Is there any sense in which Dirichlet density is "optimal?"

Question

A philosopher asked me an interesting math question today! We know that there are sets S of integers which don't have a "natural" or "naive" density -- that is, the quantity (1/n)|S intersect [1..n]| doesn't approach a limit. The "analytic" or "Dirichlet" density exists whenever the naive density does, and is equal to it -- but sometimes is well-defined even when the naive density is not, for instance when S is the "Benford set" of integers whose first digit is 1. (See this related MO question.)

Anyway, the philosopher asked: why stop at Dirichlet density? Is there a sequence of probability measures p_1, p_2, p_3, .... on the natural numbers such that

• Whenever S has a Dirichlet density, the limit of p_i(S) exists and is equal to the Dirichlet density, but

• there are subsets of the natural numbers such that p_i(S) approaches a limit but S has no Dirichlet density?

(Possibly clarifying addition: to obtain naive density, one can take p_i to be the measure assigning probability 1/i to each integer in [1..i] and 0 to integers greater than i. To get Dirichlet density, take p_i to be the measure with p_i(n) = 1/(n^{1+1/i}zeta(1+1/i)). In either case, the corresponding density of S is the limit in i of p_i(S), whenever this limit exists. So what I have in mind is densities which can be thought of as limits of probability measures, though perhaps there are reasons to have yet more general entities in mind?)
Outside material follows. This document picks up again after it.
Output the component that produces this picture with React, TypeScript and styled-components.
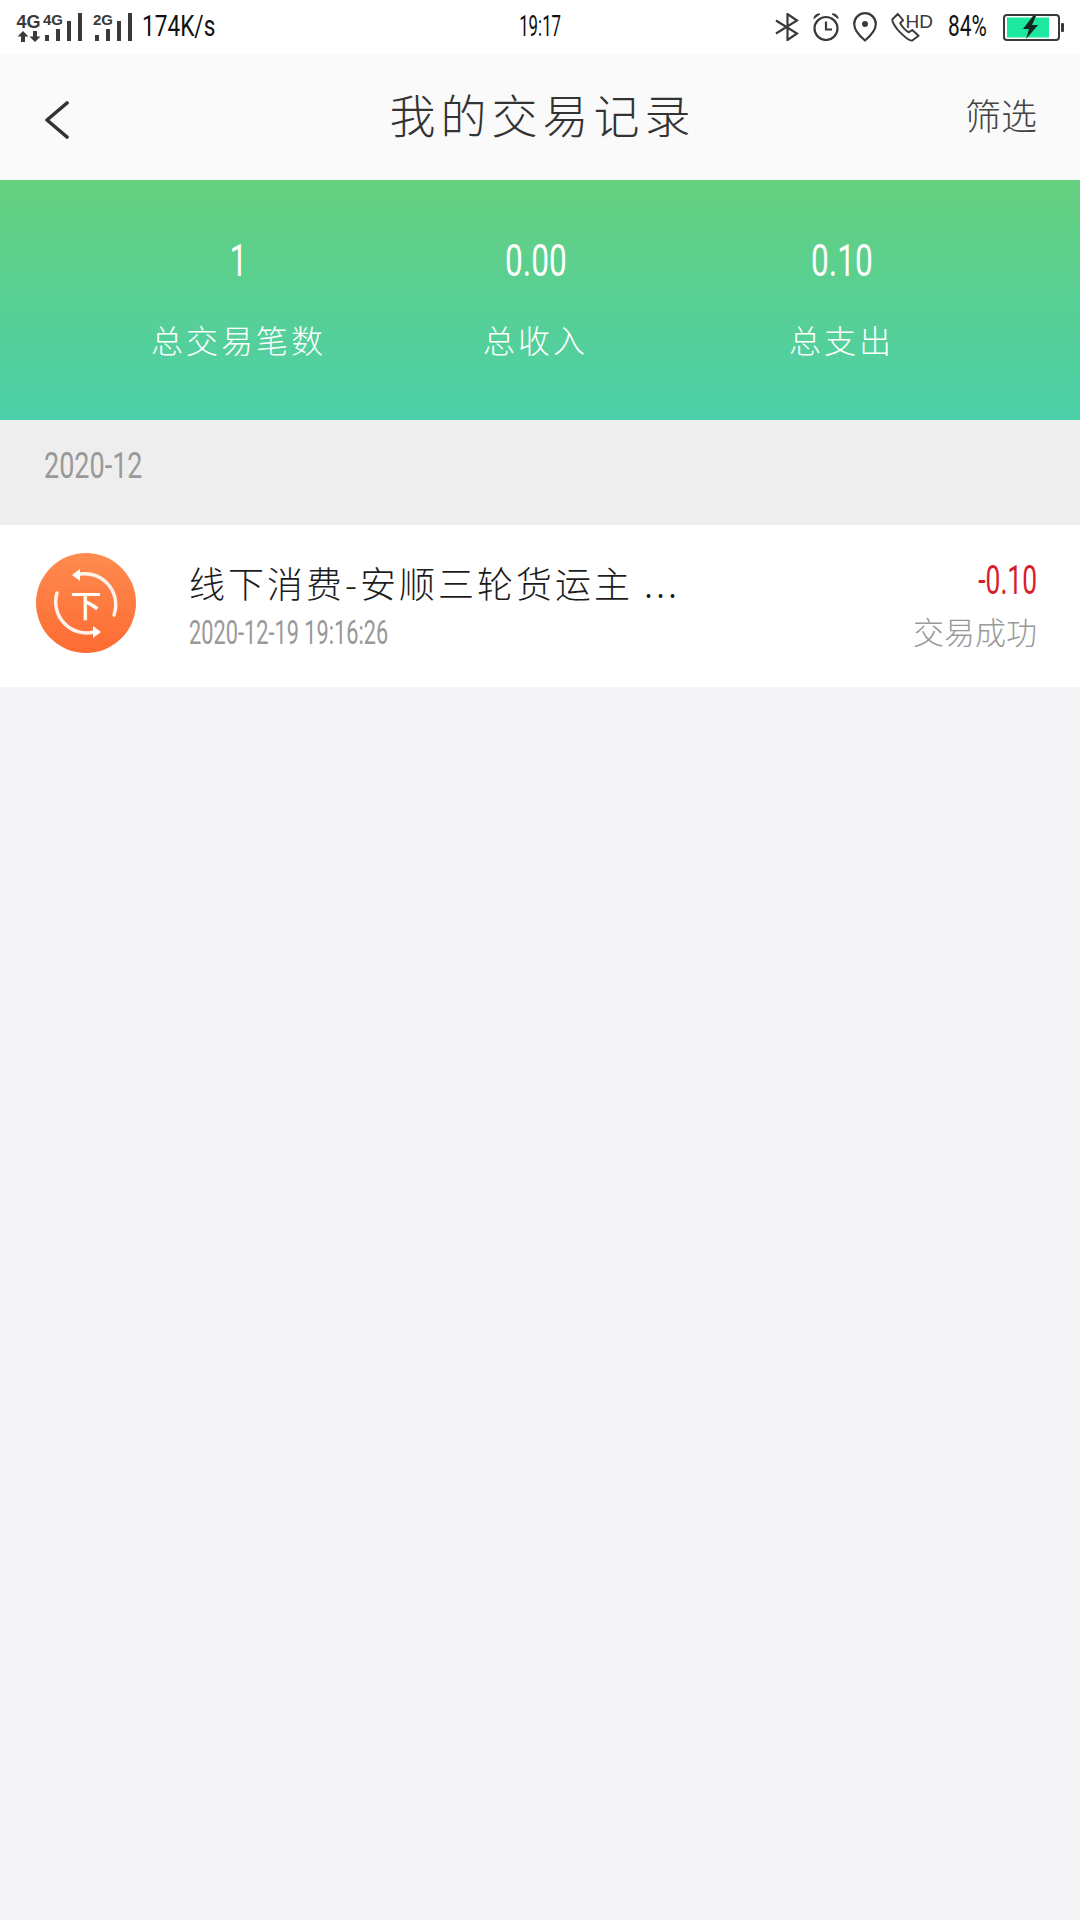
import React from 'react';
import styled, { createGlobalStyle } from 'styled-components';

const GlobalStyle = createGlobalStyle`
	html, body {
		margin: 0;
		padding: 0;
		background-color: #f4f4f6;
	}
	* {
		box-sizing: border-box;
	}
`;

const cjk = `'Noto Sans CJK SC', 'Noto Sans', sans-serif`;
const digits = `Roboto, 'Liberation Sans', sans-serif`;

const SignalBars = () => (
	<svg width="38" height="28" viewBox="0 0 38 28" fill="#3a3a3a">
		<rect x="1" y="22" width="4" height="6" />
		<rect x="12" y="16" width="4" height="12" />
		<rect x="23" y="8" width="4" height="20" />
		<rect x="34" y="0" width="4" height="28" />
	</svg>
);

const Arrows = () => (
	<svg width="24" height="11" viewBox="0 0 24 11" fill="#3a3a3a">
		<path d="M6 0l5.500 5.500H8V11H4V5.500H.5zM18 11l-5.500-5.500H16V0h4v5.500h3.500z" />
	</svg>
);

const Bluetooth = () => (
	<svg width="24" height="28" viewBox="0 0 24 28" fill="none" stroke="#3a3a3a" strokeWidth="2.200">
		<path d="M1 7.500l21 13-9.500 6.500V1L22 7.500 1 20.500" />
	</svg>
);

const Alarm = () => (
	<svg width="26" height="28" viewBox="0 0 26 28" fill="none" stroke="#3a3a3a" strokeWidth="2.200">
		<circle cx="13" cy="15.500" r="11.500" />
		<path d="M13 8.500v8h6" />
		<path d="M.8 5.500C1.500 1.800 4 .6 7 1zM25.200 5.500C24.500 1.800 22 .6 19 1z" fill="#3a3a3a" strokeWidth="1" />
	</svg>
);

const Pin = () => (
	<svg width="24" height="30" viewBox="0 0 24 30" fill="none" stroke="#3a3a3a" strokeWidth="2.200">
		<path d="M12 28.500C6 23.500 1.200 18 1.200 12a10.800 10.800 0 0 1 21.600 0C22.800 18 18 23.500 12 28.500z" />
		<circle cx="12" cy="12" r="3" fill="#3a3a3a" stroke="none" />
	</svg>
);

const Phone = () => (
	<svg width="29" height="29" viewBox="0 0 30 30" fill="none" stroke="#3a3a3a" strokeWidth="2">
		<path d="M7 1L1.500 6.500C1 8 2 11 7 17.500C13 24 19 29 22 28.500L28.500 23.500L22 17.500L18.500 20C16 19 11 14 9.500 10.500L12.500 7.500z" strokeLinejoin="round" />
	</svg>
);

const Battery = () => (
	<svg width="61" height="27" viewBox="0 0 61 27">
		<rect x="1" y="1" width="55" height="25" rx="3" fill="#fff" stroke="#3a3a3a" strokeWidth="2" />
		<rect x="4" y="3.500" width="42" height="20" fill="#1ce8a0" />
		<rect x="58" y="9" width="3" height="9" rx="1" fill="#3a3a3a" />
		<path d="M30 2L20 15h6l-3 10 12-14h-6l4-9z" fill="#14261f" />
	</svg>
);

const BackChevron = () => (
	<svg width="26" height="38" viewBox="0 0 26 38" fill="none" stroke="#333" strokeWidth="3.600" strokeLinecap="round" strokeLinejoin="round">
		<path d="M23 2L3 19l20 17" />
	</svg>
);

const OfflineIcon = () => (
	<svg width="100" height="100" viewBox="0 0 100 100">
		<defs>
			<linearGradient id="offline" x1="0" y1="0" x2="0" y2="1">
				<stop offset="0" stopColor="#ff8b50" />
				<stop offset="1" stopColor="#fc6b32" />
			</linearGradient>
		</defs>
		<circle cx="50" cy="50" r="50" fill="url(#offline)" />
		<g fill="none" stroke="#fff" strokeOpacity="0.9" strokeWidth="3.500" strokeLinecap="round">
			<path d="M40 22A31 31 0 0 1 78 62" />
			<path d="M21 40A31 31 0 0 0 58 79" />
		</g>
		<path d="M44 16l-8 6 8 6zM57 73l8 6-8 6z" fill="#fff" />
		<text x="50" y="64" textAnchor="middle" fontSize="31" fontWeight="500" fontFamily={cjk} fill="#fff">下</text>
	</svg>
);

const Page = styled.div`
	width: 1080px;
	min-height: 1920px;
	background-color: #f4f4f6;
	font-family: ${cjk};
`;

const StatusBar = styled.div`
	height: 54px;
	background-color: #fff;
	display: grid;
	grid-template-columns: 1fr auto 1fr;
	align-items: center;
	padding: 0 16px;
	color: #111;
`;

const StatusLeft = styled.div`
	display: flex;
	align-items: center;
`;

const StatusRight = styled.div`
	display: flex;
	align-items: center;
	justify-content: flex-end;
`;

const NetStack = styled.div`
	display: flex;
	flex-direction: column;
	align-items: center;
	width: 25px;
	margin-right: 3px;
`;

const NetLabel = styled.span<{ $size: number }>`
	font-family: 'Liberation Sans', sans-serif;
	font-weight: bold;
	font-size: ${p => p.$size}px;
	line-height: ${p => p.$size}px;
	color: #3a3a3a;
`;

const NetGroup = styled.div<{ $gap?: number }>`
	position: relative;
	display: flex;
	margin-left: ${p => p.$gap ?? 0}px;
`;

const SmallNet = styled(NetLabel)`
	position: absolute;
	left: -1px;
	top: -1px;
`;

const Squeezed = styled.span<{ $scale: number; $origin?: string }>`
	display: block;
	font-family: ${digits};
	font-weight: 400;
	white-space: nowrap;
	transform: scaleX(${p => p.$scale});
	transform-origin: ${p => p.$origin ?? 'center'};
`;

const StatusText = styled(Squeezed)<{ $width?: number; $left?: number; $right?: number }>`
	font-size: 29px;
	line-height: 32px;
	color: #111;
	margin-top: -3px;
	width: ${p => (p.$width ? `${p.$width}px` : 'auto')};
	margin-left: ${p => p.$left ?? 0}px;
	margin-right: ${p => p.$right ?? 0}px;
`;

const IconSlot = styled.span<{ $right: number }>`
	display: flex;
	margin-right: ${p => p.$right}px;
`;

const PhoneSlot = styled.span`
	position: relative;
	display: flex;
	margin-right: 15px;
	width: 42px;
	height: 29px;
`;

const HdLabel = styled.span`
	position: absolute;
	right: 0;
	top: -1px;
	font-family: 'Liberation Sans', sans-serif;
	font-size: 19px;
	line-height: 19px;
	color: #3a3a3a;
`;

const Header = styled.div`
	height: 126px;
	background-color: #fafafa;
	display: grid;
	grid-template-columns: 1fr auto 1fr;
	align-items: center;
	padding: 0 43px 0 44px;
`;

const BackButton = styled.div`
	display: flex;
	margin-top: 6px;
`;

const Title = styled.div`
	font-size: 46px;
	font-weight: 300;
	letter-spacing: 5px;
	color: #333;
	line-height: 52px;
	margin: -8px 0 0 4px;
`;

const FilterLink = styled.div`
	justify-self: end;
	font-size: 36px;
	font-weight: 300;
	color: #444;
	line-height: 40px;
	margin-top: -6px;
`;

const Summary = styled.div`
	height: 240px;
	background: linear-gradient(180deg, #65d07f 0%, #4bcfa8 100%);
	display: grid;
	grid-template-columns: 297px 297px 315px;
	padding: 58px 0 0 90px;
	color: #fff;
`;

const SummaryCell = styled.div`
	display: flex;
	flex-direction: column;
	align-items: center;
`;

const SummaryValue = styled(Squeezed)`
	font-size: 44px;
	line-height: 46px;
`;

const SummaryLabel = styled.div`
	margin-top: 34px;
	font-size: 32px;
	font-weight: 300;
	letter-spacing: 3px;
	line-height: 42px;
`;

const MonthBar = styled.div`
	height: 105px;
	background-color: #eeeeee;
	padding: 27px 0 0 44px;
`;

const MonthLabel = styled(Squeezed)`
	font-size: 36px;
	line-height: 38px;
	color: #999;
`;

const Record = styled.div`
	height: 162px;
	background-color: #fff;
	display: flex;
	align-items: flex-start;
	padding: 28px 43px 0 36px;
`;

const RecordIcon = styled.div`
	display: flex;
	width: 100px;
	margin-right: 53px;
`;

const RecordBody = styled.div`
	flex: 1;
	display: flex;
	flex-direction: column;
	padding-top: 6px;
`;

const RecordName = styled.div`
	font-size: 36px;
	font-weight: 300;
	letter-spacing: 3px;
	line-height: 46px;
	color: #1c1c1c;
`;

const RecordDate = styled(Squeezed)`
	font-size: 34px;
	line-height: 36px;
	margin-top: 9px;
	color: #999;
`;

const RecordSide = styled.div`
	display: flex;
	flex-direction: column;
	align-items: flex-end;
	padding-top: 5px;
`;

const RecordAmount = styled(Squeezed)`
	font-size: 40px;
	line-height: 46px;
	color: #d81e2c;
`;

const RecordStatus = styled.div`
	font-size: 31px;
	font-weight: 300;
	line-height: 36px;
	margin-top: 9px;
	color: #999;
`;

const summary = [
	{ value: '1', label: '总交易笔数' },
	{ value: '0.00', label: '总收入' },
	{ value: '0.10', label: '总支出' },
];

export default function App() {
	return (
		<Page>
			<GlobalStyle />
			<StatusBar>
				<StatusLeft>
					<NetStack>
						<NetLabel $size={18}>4G</NetLabel>
						<Arrows />
					</NetStack>
					<NetGroup>
						<SmallNet $size={15}>4G</SmallNet>
						<SignalBars />
					</NetGroup>
					<NetGroup $gap={12}>
						<SmallNet $size={15}>2G</SmallNet>
						<SignalBars />
					</NetGroup>
					<StatusText $scale={0.78} $origin="left" $left={10}>174K/s</StatusText>
				</StatusLeft>
				<StatusText $scale={0.58}>19:17</StatusText>
				<StatusRight>
					<IconSlot $right={14}><Bluetooth /></IconSlot>
					<IconSlot $right={14}><Alarm /></IconSlot>
					<IconSlot $right={14}><Pin /></IconSlot>
					<PhoneSlot>
						<Phone />
						<HdLabel>HD</HdLabel>
					</PhoneSlot>
					<StatusText $scale={0.72} $origin="left" $width={39} $right={16}>84%</StatusText>
					<Battery />
				</StatusRight>
			</StatusBar>
			<Header>
				<BackButton><BackChevron /></BackButton>
				<Title>我的交易记录</Title>
				<FilterLink>筛选</FilterLink>
			</Header>
			<Summary>
				{summary.map(item => (
					<SummaryCell key={item.label}>
						<SummaryValue $scale={0.72}>{item.value}</SummaryValue>
						<SummaryLabel>{item.label}</SummaryLabel>
					</SummaryCell>
				))}
			</Summary>
			<MonthBar>
				<MonthLabel $scale={0.75} $origin="left">2020-12</MonthLabel>
			</MonthBar>
			<Record>
				<RecordIcon><OfflineIcon /></RecordIcon>
				<RecordBody>
					<RecordName>线下消费-安顺三轮货运主 ...</RecordName>
					<RecordDate $scale={0.64} $origin="left">2020-12-19 19:16:26</RecordDate>
				</RecordBody>
				<RecordSide>
					<RecordAmount $scale={0.66} $origin="right">-0.10</RecordAmount>
					<RecordStatus>交易成功</RecordStatus>
				</RecordSide>
			</Record>
		</Page>
	);
}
If so, are there any examples which are interesting or which are used for anything in practice?

Answer 1

The best way to impress a philosopher is to tell him/her about ultrafilters. A (non-principal) filter on $\mathbb N$ is a set of infinite subsets of $\mathbb N$ closed under intersections and taking super-sets. A maximal filter (under inclusion) is called an ultrafilter. There are plenty of those but nobody saw them since their existence depends on the axiom of choice. For every filter $\omega$ one can define the concept of convergence of sequences of real numbers: a sequence $b_n$ converges to $b$ if for every $\epsilon$ the set of $i$'s such that $|b-b_i|\le \epsilon$ is in $\omega$. If $\omega$ is an ultrafilter, then every bounded sequence of real numbers has unique $\omega$-limit. It is not true if $\omega$ is not an ultrafilter. The smallest interesting filter (called Fréchet filter) consists of all sets with finite complements. The limit corresponding to that filter is the ordinary limit studied in Calculus. You can start from the Fréchet filter and add sets to it to produce bigger and bigger filters. Each filter gives you a Dirichlet-like density. If $\omega$ is an ultrafilter, then all sets will have density (between 0 and 1). Otherwise there will always be sets without density assigned.

Answer 2

Tenenbaum's book on analytic and probabilistic number theory has something to say on this subject. He mentions that it is "easy" to construct a set without Dirichlet density, but unfortunately he doesn't provide such a construction.

A good place to start is with the logarithmic density: Tenenbaum shows that the Dirichlet density exists if and only if

$\lim_{n \rightarrow \infty} \frac{1}{\log n} \sum_{n \in S} \frac{1}{n}$

exists.

The reason naive density fails to exist for the Benford set (call it $B$) is that oscillations between elements in $B$ and elements not in $B$ grow exponentially with $n$. I would conjecture that a set with superexponential gaps does not have a Dirichlet density - for example the set of integers $n$ where the number of digits of $n$ begins with a 1. One might have to sum over a series like $e^{-\log(\log(n))}$ to get convergence.